Peneliti Institute for Development of Economics and Finance (Indef) Ahmad Heri Firdaus menerangkan Indonesia harus mampu mengurangi ketergantungan pasar ekspor sehingga ketika ada masalah di beberapa negara tidak berdampak terhadap permintaan sawit.
"Pengurangan ketergantungan pasar ekspor harus dilakukan jangan bergantung hanya pada ekspor, apalagi negara itu-itu saja, ketika ada masalah di negara itu, seperti pelarangan dari Uni Eropa, fenomena geopolitik, resesi, atau isu global lain, berisiko, harus segera ciptakan permintaan domestik, salah satu upaya kurangi ketergantungan pasar ekspor," terangnya kepada Bisnis, Rabu (25/1/2023).
Menurutnya, serapan turunan CPO domestik masih memiliki potensi yang luas terutama pada produk energi seperti biofuel. Kebijakan B35 dapat membantu mengatasi persoalan stagnasi permintaan ekspor CPO.
Lebih jauh, harga kata Ahmad, sangat bergantung pada kekuatan permintaan, sehingga jika Indonesia dapat menciptakan permintaan yang lebih tinggi dapat menjadi penentu harga kelapa sawit. Dengan harga yang lebih tinggi dapat menjadi insentif tersendiri bagi petani dan pengusaha sawit.
Ahmad menilai harga CPO secara global cenderung lebih landai dibandingkan dengan 2022, tetapi masih mungkin bertumbuh. Isu resesi menurutnya membuat pelaku pasar menahan diri.
Selain B35, turunan produk kelapa sawit yang berpotensi dikembangkan yakni farmasi, pangan, dan kebersihan.

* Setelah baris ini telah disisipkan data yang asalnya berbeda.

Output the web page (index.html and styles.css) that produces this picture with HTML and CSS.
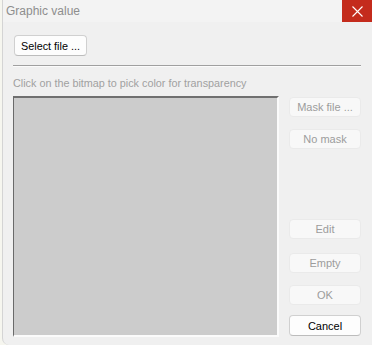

"Kalau permintaan tetap tinggi, ini bisa jadi faktor pertahankan harga tetap stabil, ditambah bisa lebarkan diversifikasi pasar ekspor bisa cari pasar lain selain Uni Eropa, Indonesia perlu cari mitra dagang potensial soal sawit," tambahnya.
Lebih jauh, Indonesia juga harus menjaga permintaan ekspor minimal dengan penurunan pengiriman ke Uni Eropa dapat terkompensasi dari perdagangan ke negara lain.
"Bisa juga pelaku usaha investasi di luar, menggunakan strategi mendekati pasar, mereka impor sawit dari Indonesia, sehingga dapat juga menjadi salah satu upaya jaga ekspor," katanya.
Berdasarkan data Gabungan Pengusaha Kelapa Sawit Indonesia (Gapki) per November 2022, tiga negara ekspor produk sawit terbesar Indonesia masih didominasi China, India, dan Uni Eropa. Dengan pertumbuhan permintaan terbesar datang dari India yang naik 45 persen.
Sementara itu, potensi pertumbuhan ekspor lain berasal dari negara Amerika Serikat (AS) yang tumbuh 15 persen dan Bangladesh yang naik 5 persen.